Issue 1: Assessability of Dividend Income from Shares
The primary issue was whether the dividend income from shares standing in the name of Kishanchand Lunidasingh Bajaj, acquired with the funds of the Hindu undivided family, was assessable in the hands of the assessee family.

Facts and Background:
- Three Hindu undivided families (HUFs) were involved, including the assessee family of Seth Kishanchand Lunidasingh Bajaj.
- The kartas of these families formed a partnership in the name of Messrs. Mangoomal Lunidasingh and Sons, which was dissolved on May 1, 1956.
- The assessee family started a new business on May 16, 1956, using assets obtained from the dissolved firm.
- Shares and securities standing in the name of Kishanchand Lunidasingh Bajaj, the karta, were incorporated into the new business books.
- Two sons of the karta, Shamsudar and Giridharlal, released themselves from the joint family in consideration of Rs. 2 lakhs each and formed a partnership with the karta.

Contentions and Findings:
- The Income-tax Officer held that the shares and securities were never the property of the firm and that the assessee family was the real and legal owner.
- The Appellate Assistant Commissioner pointed out that the dividend income from the shares was included in the return for the assessment year 1958-59, filed on June 29, 1957, indicating that the shares were the property of the family.
- The Tribunal upheld the view that the assessee family was the legal owner of the shares, as the shares were not transferred in any manner known to law.

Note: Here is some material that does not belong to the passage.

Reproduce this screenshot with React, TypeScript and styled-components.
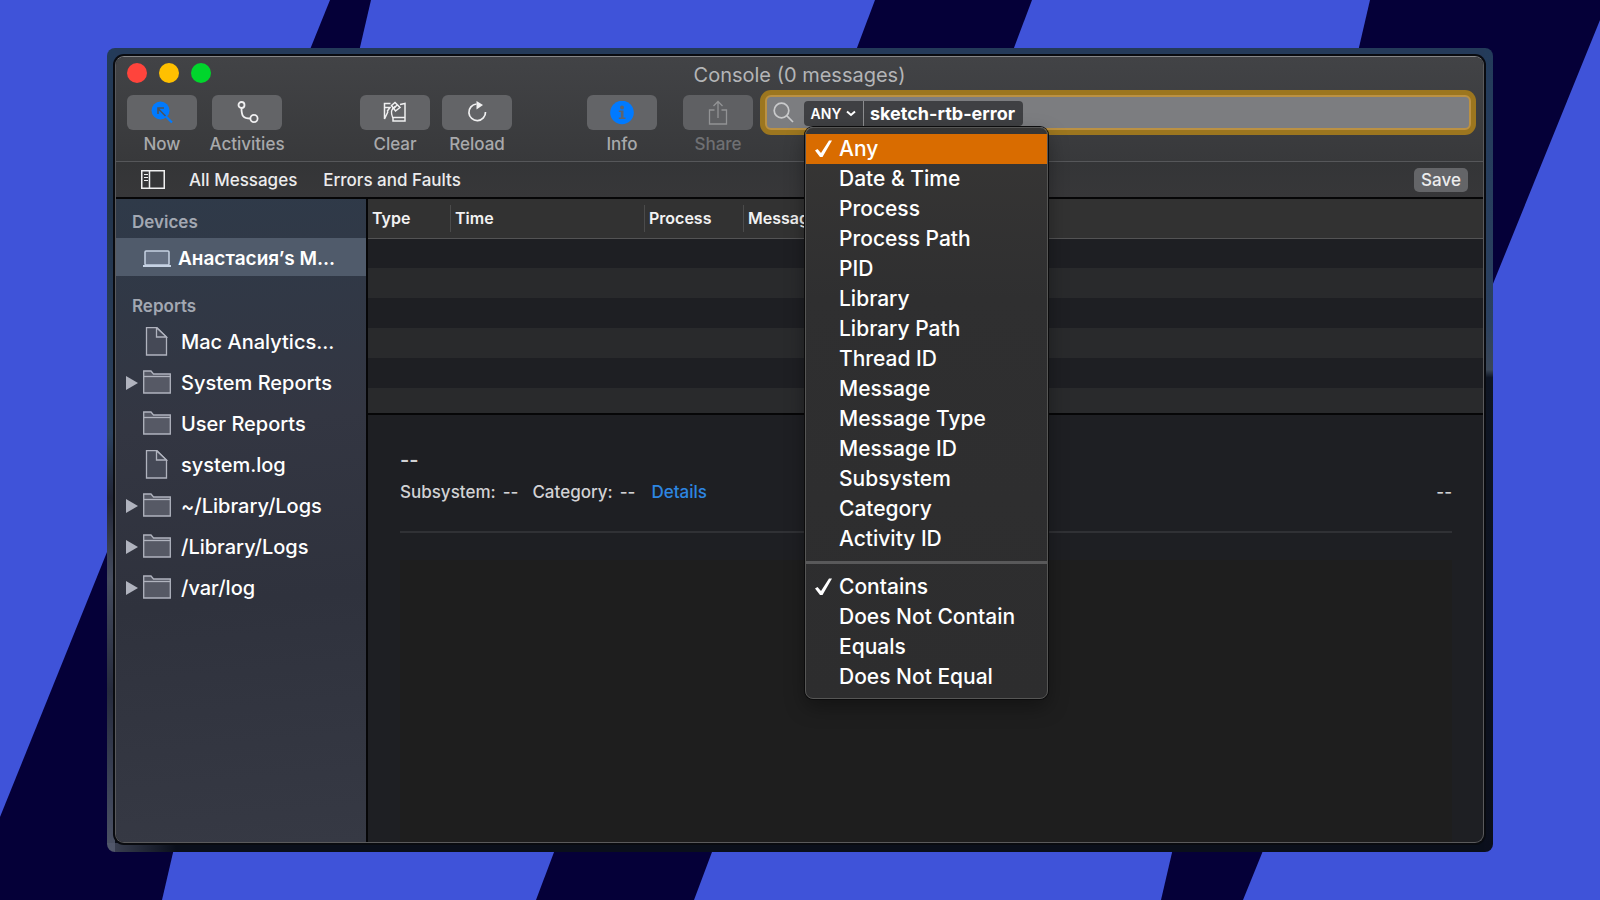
import React from "react";
import styled, { createGlobalStyle } from "styled-components";

const GlobalStyle = createGlobalStyle`
  *, *::before, *::after { box-sizing: border-box; }
  body { margin: 0; background: #3f53d9; }
  body, button, input { font-family: Inter, "Liberation Sans", sans-serif; }
  button, input { margin: 0; padding: 0; border: 0; background: none; color: inherit; }
  svg { display: block; flex: none; }
`;

const Desktop = styled.div`
  position: relative;
  display: flex;
  min-height: 100vh;
  padding: 48px 107px;
`;

const Stripes = styled.svg`
  position: absolute;
  inset: 0;
  width: 100%;
  height: 100%;
`;

const Frame = styled.div`
  position: relative;
  display: flex;
  flex: 1;
  min-width: 0;
  padding: 8px 9px 9px 8px;
  border-radius: 8px;
  background:
    linear-gradient(90deg, rgba(84, 90, 110, 0.7), rgba(84, 90, 110, 0) 5%) bottom / 100% 9px no-repeat,
    linear-gradient(180deg, #233b5a 0%, #2b4160 34%, #3a4656 40%, #0f1624 41%, #0b0f1c 100%) right / 9px 100% no-repeat,
    linear-gradient(180deg, #233b5a 0%, #22344c 20%, #2c4260 48%, #222637 56%, #454c5e 66%, #262b3d 80%, #3c4357 92%, #4c5264 100%) left / 8px 100% no-repeat,
    linear-gradient(180deg, #243a59 0 50%, #0a0f1b 50%);
`;

const Window = styled.main`
  display: flex;
  flex: 1;
  flex-direction: column;
  min-width: 0;
  border: 1px solid #5a5a5c;
  border-top-color: #858688;
  border-radius: 9px;
  background: #1e1f23;
  box-shadow: 0 0 0 2px #090b10;
  color: #fff;
`;

const Header = styled.header`
  border-bottom: 1px solid #56575a;
  border-radius: 8px 8px 0 0;
  background: linear-gradient(#424346, #38393b);
`;

const TitleBar = styled.div`
  display: grid;
  grid-template-columns: 1fr auto 1fr;
  align-items: center;
  height: 38px;
  padding: 0 11px;
`;

const Lights = styled.div`
  display: flex;
  gap: 12px;
  padding-bottom: 6px;
`;

const Light = styled.button<{ $color: string }>`
  width: 20px;
  height: 20px;
  border-radius: 50%;
  background: ${(p) => p.$color};
`;

const Title = styled.h1`
  margin: 0;
  padding-bottom: 2px;
  color: #b4b5b7;
  font-size: 20px;
  font-weight: 400;
  line-height: 24px;
`;

const Toolbar = styled.div`
  display: flex;
  align-items: flex-start;
  height: 66px;
  padding: 0 12px 0 11px;
`;

const Group = styled.div<{ $gap: number; $after: number }>`
  display: flex;
  gap: ${(p) => p.$gap}px;
  margin-right: ${(p) => p.$after}px;
`;

const Tool = styled.button<{ $dim?: boolean }>`
  display: flex;
  flex: none;
  flex-direction: column;
  align-items: center;
  gap: 4px;
  width: 70px;
  color: ${(p) => (p.$dim ? "#6f7073" : "#a8a9ab")};
  font-size: 17px;
  font-weight: 500;
  line-height: 20px;
  white-space: nowrap;
`;

const ToolFace = styled.span<{ $dim?: boolean }>`
  display: flex;
  align-items: center;
  justify-content: center;
  width: 70px;
  height: 35px;
  border-radius: 6px;
  background: ${(p) => (p.$dim ? "#5f6063" : "#636467")};
  color: ${(p) => (p.$dim ? "#929395" : "#f0f0f1")};
`;

const SearchField = styled.div`
  position: relative;
  display: flex;
  flex: 1;
  align-items: center;
  min-width: 0;
  height: 35px;
  border: 2px solid #bb9143;
  border-radius: 6px;
  background: #7c7d80;
  box-shadow: 0 0 0 5px #9c761f;
  padding-left: 6px;
`;

const Token = styled.div`
  display: flex;
  gap: 1px;
  height: 25px;
  margin: 2px 0 0 10px;
  border-radius: 4px;
  background: #8b8c8e;
  overflow: hidden;
`;

const Scope = styled.button`
  display: flex;
  align-items: center;
  justify-content: center;
  gap: 5px;
  width: 59px;
  background: #3f4043;
  font-size: 14px;
  font-weight: 600;
`;

const Query = styled.input`
  width: 159px;
  padding-left: 6px;
  background: #3f4043;
  font-size: 18px;
  font-weight: 700;
  outline: 0;
`;

const Menu = styled.div`
  position: absolute;
  top: 30px;
  left: 38px;
  z-index: 2;
  width: 243px;
  padding: 6px 0;
  border: 1px solid #565655;
  border-radius: 8px;
  background: linear-gradient(#373635, #2f2f30 30%, #2d2d2e);
  box-shadow: 0 0 0 1px #0c0c0d, 0 8px 20px rgba(0, 0, 0, 0.35);
`;

const MenuItem = styled.button<{ $active?: boolean }>`
  display: flex;
  align-items: center;
  width: 100%;
  height: 30px;
  background: ${(p) => (p.$active ? "#d96c00" : "transparent")};
  color: #fff;
  font-size: 21px;
  font-weight: 500;
  line-height: 30px;
  white-space: nowrap;
`;

const Mark = styled.span`
  display: flex;
  flex: none;
  width: 33px;
  padding-left: 8px;
`;

const MenuRule = styled.hr`
  height: 3px;
  margin: 7px 0 8px;
  border: 0;
  background: #59595a;
`;

const FilterBar = styled.nav`
  display: flex;
  align-items: center;
  height: 37px;
  padding: 0 15px 0 25px;
  border-bottom: 2px solid #060607;
  background: linear-gradient(#343537, #373739);
`;

const Filter = styled.button<{ $before: number }>`
  margin-left: ${(p) => p.$before}px;
  color: #ececed;
  font-size: 17px;
  font-weight: 500;
  line-height: 24px;
`;

const Save = styled.button`
  width: 54px;
  height: 24px;
  margin-left: auto;
  border-radius: 5px;
  background: #646568;
  color: #ececed;
  font-size: 17px;
  font-weight: 500;
`;

const Body = styled.div`
  display: flex;
  flex: 1;
  min-height: 0;
`;

const Sidebar = styled.aside`
  flex: none;
  width: 252px;
  border-right: 2px solid #060607;
  border-bottom-left-radius: 8px;
  background: linear-gradient(175deg, #2f3a49, #333642 35%, #2f323d 62%, #363944);
`;

const Heading = styled.h2<{ $height: number; $top: number }>`
  display: flex;
  align-items: center;
  height: ${(p) => p.$height}px;
  margin: 0;
  padding: ${(p) => p.$top}px 0 0 16px;
  color: #a3a8b2;
  font-size: 17px;
  font-weight: 600;
`;

const List = styled.ul`
  margin: 0;
  padding: 0;
  list-style: none;
`;

const Source = styled.button<{ $selected?: boolean }>`
  display: grid;
  grid-template-columns: 17px 28px 1fr;
  align-items: center;
  width: 100%;
  height: ${(p) => (p.$selected ? 38 : 41)}px;
  padding: ${(p) => (p.$selected ? 4 : 0)}px 0 0 10px;
  background: ${(p) => (p.$selected ? "#505b6b" : "transparent")};
  color: #fff;
  font-size: ${(p) => (p.$selected ? 19 : 20)}px;
  font-weight: ${(p) => (p.$selected ? 600 : 500)};
  line-height: 24px;
  text-align: left;
  white-space: nowrap;
`;

const SourceName = styled.span<{ $selected?: boolean }>`
  padding-left: ${(p) => (p.$selected ? 7 : 10)}px;
`;

const Content = styled.section`
  display: flex;
  flex: 1;
  flex-direction: column;
  min-width: 0;
`;

const LogTable = styled.table`
  width: 100%;
  border-collapse: collapse;
  table-layout: fixed;
`;

const HeadCell = styled.th<{ $width?: number }>`
  width: ${(p) => (p.$width ? `${p.$width}px` : "auto")};
  height: 39px;
  padding: 0 0 0 4px;
  border-bottom: 1px solid #535354;
  background:
    linear-gradient(#4b4b4b, #4b4b4b) right 6px / 1px 27px no-repeat,
    #323232;
  color: #f2f2f2;
  font-size: 16px;
  font-weight: 600;
  line-height: 20px;
  text-align: left;

  &:last-child { background: #323232; }
`;

const LogRow = styled.tr<{ $short?: boolean }>`
  height: ${(p) => (p.$short ? 25 : 30)}px;
  background: #1e1f23;

  &:nth-child(even) { background: #292a2c; }
  td { padding: 0; }
`;

const Detail = styled.article`
  display: flex;
  flex: 1;
  flex-direction: column;
  padding: 33px 31px 0 32px;
  border-top: 2px solid #060607;
  color: #d2d2d4;
  font-size: 17px;
  font-weight: 500;
  line-height: 24px;
`;

const Summary = styled.div`
  font-size: 20px;
  font-weight: 600;
`;

const Meta = styled.div`
  display: flex;
  gap: 14px;
  margin-top: 8px;
  padding-bottom: 27px;
  border-bottom: 2px solid #303135;
`;

const Pair = styled.span`
  display: flex;
  gap: 7px;
`;

const DetailsLink = styled.a`
  margin-left: 2px;
  color: #2d86e2;
  text-decoration: none;
`;

const Trailing = styled.span`
  margin-left: auto;
`;

const Payload = styled.div`
  flex: 1;
  margin-top: 27px;
  background: #1e1e1e;
`;

const NowIcon = () => (
  <svg width="24" height="24" viewBox="0 0 24 24" fill="none">
    <circle cx="10.500" cy="9.500" r="9" fill="#007aff" />
    <path d="M16 15.500 L22 21.500" stroke="#007aff" strokeWidth="2.200" />
    <path d="M15.500 15 L8.500 8 M8 13 V7 H14" stroke="#4b545f" strokeWidth="1.600" />
  </svg>
);

const ActivitiesIcon = () => (
  <svg width="24" height="24" viewBox="0 0 24 24" fill="none" stroke="currentColor" strokeWidth="1.800">
    <circle cx="6.500" cy="4" r="3" />
    <circle cx="19" cy="17.500" r="3.600" />
    <path d="M6.500 7 C6.500 15 8 17.500 15.500 17.500" />
  </svg>
);

const ClearIcon = () => (
  <svg width="24" height="24" viewBox="0 0 24 24" fill="none" stroke="currentColor" strokeWidth="1.500">
    <path d="M7.500 2.500 H1.500 V18 L5 10.500 M2 6.500 H7 L4 10.500" />
    <path d="M8.500 4.500 L12 1.500 L17 6.500 L12.500 10 Z M11 7 L14.500 3.800" />
    <path d="M12.500 5.500 C8.500 7.500 7 10.500 10 17.500 M17 3.500 L22 2.500 V20 H10 V16.500 H22" />
  </svg>
);

const ReloadIcon = () => (
  <svg width="24" height="24" viewBox="0 0 24 24" fill="none">
    <path d="M11.500 3 A8.300 8.300 0 1 0 20.500 11" stroke="currentColor" strokeWidth="1.700" />
    <path d="M11.500 0 L18 4 L11.500 8.500 Z" fill="currentColor" />
  </svg>
);

const InfoIcon = () => (
  <svg width="24" height="24" viewBox="0 0 24 24">
    <circle cx="12" cy="11.500" r="11.800" fill="#007aff" />
    <circle cx="12" cy="6.500" r="2" fill="#5c6470" />
    <path d="M8.800 9.500 H13.500 V16.500 H15.500 V18 H8.800 V16.500 H10.800 V11 H8.800 Z" fill="#5c6470" />
  </svg>
);

const ShareIcon = () => (
  <svg width="24" height="26" viewBox="0 0 24 26" fill="none" stroke="currentColor" strokeWidth="1.300">
    <path d="M8.500 10 H3.500 V24 H20.500 V10 H15.500" />
    <path d="M12 18 V1.500 M7.500 6 L12 1.500 L16.500 6" />
  </svg>
);

const SearchIcon = () => (
  <svg width="21" height="21" viewBox="0 0 21 21" fill="none" stroke="#c9cacb" strokeWidth="1.700">
    <circle cx="8.500" cy="8.500" r="7.300" />
    <path d="M13.700 13.700 L20 20" />
  </svg>
);

const ChevronIcon = () => (
  <svg width="10" height="7" viewBox="0 0 10 7" fill="none" stroke="currentColor" strokeWidth="2">
    <path d="M1 1.500 L5 5 L9 1.500" />
  </svg>
);

const CheckIcon = () => (
  <svg width="19" height="18" viewBox="0 0 19 18" fill="currentColor">
    <path d="M1 10.500 L3.500 9 L7 13 L15 0.500 L18 0.500 L8.500 17 L6 17 Z" />
  </svg>
);

const PanelIcon = () => (
  <svg width="24" height="19" viewBox="0 0 24 19" fill="none" stroke="#f0f0f1">
    <rect x="0.750" y="0.750" width="22.500" height="17.500" strokeWidth="1.500" />
    <path d="M8.500 1 V18" strokeWidth="1.500" />
    <path d="M3 4.500 H7 M3 7.500 H7 M3 10.500 H7" />
  </svg>
);

const LaptopIcon = () => (
  <svg width="28" height="18" viewBox="0 0 28 18" fill="none" stroke="#c6d2e4">
    <rect x="2" y="1" width="24" height="14" rx="1" fill="#667184" strokeWidth="1.500" />
    <path d="M0 16 H28" strokeWidth="2" />
  </svg>
);

const FileIcon = () => (
  <svg width="28" height="30" viewBox="0 0 28 30" fill="#454956" stroke="#b0b3be" strokeWidth="1.300">
    <path d="M3.500 0.700 H14 L23.500 10 V28 H3.500 Z" />
    <path d="M13.500 0.700 V10 H23.500 Z" />
  </svg>
);

const FolderIcon = () => (
  <svg width="28" height="26" viewBox="0 0 28 26" fill="#565965" stroke="#b0b3be" strokeWidth="1.300">
    <path d="M0.700 23 V1 H8 L10.500 4 H27.300 V23 Z" />
    <path d="M0.700 6.500 H27.300" />
  </svg>
);

const Disclosure = () => (
  <svg width="12" height="14" viewBox="0 0 12 14" fill="#b0b3be">
    <path d="M0 0 L12 7 L0 14 Z" />
  </svg>
);

const fields = [
  "Any", "Date & Time", "Process", "Process Path", "PID", "Library", "Library Path",
  "Thread ID", "Message", "Message Type", "Message ID", "Subsystem", "Category", "Activity ID",
];
const operators = ["Contains", "Does Not Contain", "Equals", "Does Not Equal"];

const reports = [
  { name: "Mac Analytics...", file: true },
  { name: "System Reports", open: true },
  { name: "User Reports" },
  { name: "system.log", file: true },
  { name: "~/Library/Logs", open: true },
  { name: "/Library/Logs", open: true },
  { name: "/var/log", open: true },
];

const Option = ({ label, checked, active }: { label: string; checked: boolean; active?: boolean }) => (
  <MenuItem type="button" role="menuitemradio" aria-checked={checked} $active={active}>
    <Mark>{checked && <CheckIcon />}</Mark>
    {label}
  </MenuItem>
);

const ToolButton = ({ label, dim, children }: { label: string; dim?: boolean; children: React.ReactNode }) => (
  <Tool type="button" $dim={dim}>
    <ToolFace $dim={dim}>{children}</ToolFace>
    {label}
  </Tool>
);

export default function App() {
  return (
    <>
      <GlobalStyle />
      <Desktop>
        <Stripes viewBox="0 0 1600 900" preserveAspectRatio="none" fill="#050038" aria-hidden="true">
          <path d="M330 0 H371 L162 900 H0 V817 Z" />
          <path d="M875 0 H1032 L694 900 H536 Z" />
          <path d="M1370 0 H1600 V20 L1243 900 H1161 Z" />
        </Stripes>
        <Frame>
          <Window>
            <Header>
              <TitleBar>
                <Lights>
                  <Light type="button" aria-label="Close" $color="#ff443c" />
                  <Light type="button" aria-label="Minimize" $color="#ffc000" />
                  <Light type="button" aria-label="Zoom" $color="#00d62c" />
                </Lights>
                <Title>Console (0 messages)</Title>
              </TitleBar>
              <Toolbar>
                <Group $gap={15} $after={78}>
                  <ToolButton label="Now"><NowIcon /></ToolButton>
                  <ToolButton label="Activities"><ActivitiesIcon /></ToolButton>
                </Group>
                <Group $gap={12} $after={75}>
                  <ToolButton label="Clear"><ClearIcon /></ToolButton>
                  <ToolButton label="Reload"><ReloadIcon /></ToolButton>
                </Group>
                <Group $gap={26} $after={12}>
                  <ToolButton label="Info"><InfoIcon /></ToolButton>
                  <ToolButton label="Share" dim><ShareIcon /></ToolButton>
                </Group>
                <SearchField role="search">
                  <SearchIcon />
                  <Token>
                    <Scope type="button" aria-haspopup="menu" aria-expanded="true">
                      ANY <ChevronIcon />
                    </Scope>
                    <Query type="text" aria-label="Search" defaultValue="sketch-rtb-error" />
                  </Token>
                  <Menu role="menu">
                    {fields.map((f) => (
                      <Option key={f} label={f} checked={f === "Any"} active={f === "Any"} />
                    ))}
                    <MenuRule />
                    {operators.map((o) => (
                      <Option key={o} label={o} checked={o === "Contains"} />
                    ))}
                  </Menu>
                </SearchField>
              </Toolbar>
            </Header>
            <FilterBar>
              <PanelIcon />
              <Filter type="button" $before={24}>All Messages</Filter>
              <Filter type="button" $before={26}>Errors and Faults</Filter>
              <Save type="button">Save</Save>
            </FilterBar>
            <Body>
              <Sidebar>
                <Heading $height={39} $top={6}>Devices</Heading>
                <List>
                  <li>
                    <Source type="button" $selected>
                      <span />
                      <LaptopIcon />
                      <SourceName $selected>Анастасия’s M...</SourceName>
                    </Source>
                  </li>
                </List>
                <Heading $height={45} $top={14}>Reports</Heading>
                <List>
                  {reports.map((r) => (
                    <li key={r.name}>
                      <Source type="button">
                        <span>{r.open && <Disclosure />}</span>
                        {r.file ? <FileIcon /> : <FolderIcon />}
                        <SourceName>{r.name}</SourceName>
                      </Source>
                    </li>
                  ))}
                </List>
              </Sidebar>
              <Content>
                <LogTable>
                  <thead>
                    <tr>
                      <HeadCell $width={83}>Type</HeadCell>
                      <HeadCell $width={194}>Time</HeadCell>
                      <HeadCell $width={99}>Process</HeadCell>
                      <HeadCell>Message</HeadCell>
                    </tr>
                  </thead>
                  <tbody>
                    {[0, 1, 2, 3, 4, 5].map((i) => (
                      <LogRow key={i} $short={i === 5}>
                        <td colSpan={4} />
                      </LogRow>
                    ))}
                  </tbody>
                </LogTable>
                <Detail>
                  <Summary>--</Summary>
                  <Meta>
                    <Pair><span>Subsystem:</span><span>--</span></Pair>
                    <Pair><span>Category:</span><span>--</span></Pair>
                    <DetailsLink href="#details">Details</DetailsLink>
                    <Trailing>--</Trailing>
                  </Meta>
                  <Payload />
                </Detail>
              </Content>
            </Body>
          </Window>
        </Frame>
      </Desktop>
    </>
  );
}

Legal Principles and Interpretations:
- The Supreme Court's decision in Howrah Trading Co. Ltd. v. Commissioner of Income-tax was cited, which held that a person who has purchased shares under a blank transfer, but whose name is not registered in the company's books, is not a "shareholder" for the purposes of section 18(5) of the Indian Income-tax Act, 1922.
- The Tribunal emphasized that under Indian law, there is no distinction between equitable and legal estate, and the legal owner is recognized except for certain trust obligations.
- The Supreme Court's decisions in Commissioner of Income-tax v. Kalu Babu Lal Chand and Charandas Hari-das v. Commissioner of Income-tax were referenced, highlighting that income earned with the help of joint family assets is assessable in the hands of the Hindu undivided family.

Conclusion:
- The court concluded that for income-tax purposes, the relevant factor is the real income and not the nominal income.
- The provisions of section 18(5) read with section 16(2) of the Act, which introduced some inconsistencies, did not impair this principle.
- The court held that on the facts and circumstances of the case, the dividend income from the shares standing in the name of Kishanchand Lunidasingh Bajaj, acquired from the funds of the Hindu undivided family, was assessable in the hands of the assessee family.

Final Judgment:
- The dividend income from the shares was assessable in the hands of the assessee family, as the shares were acquired with the funds of the Hindu undivided family, and Kishanchand Lunidasingh Bajaj was the karta.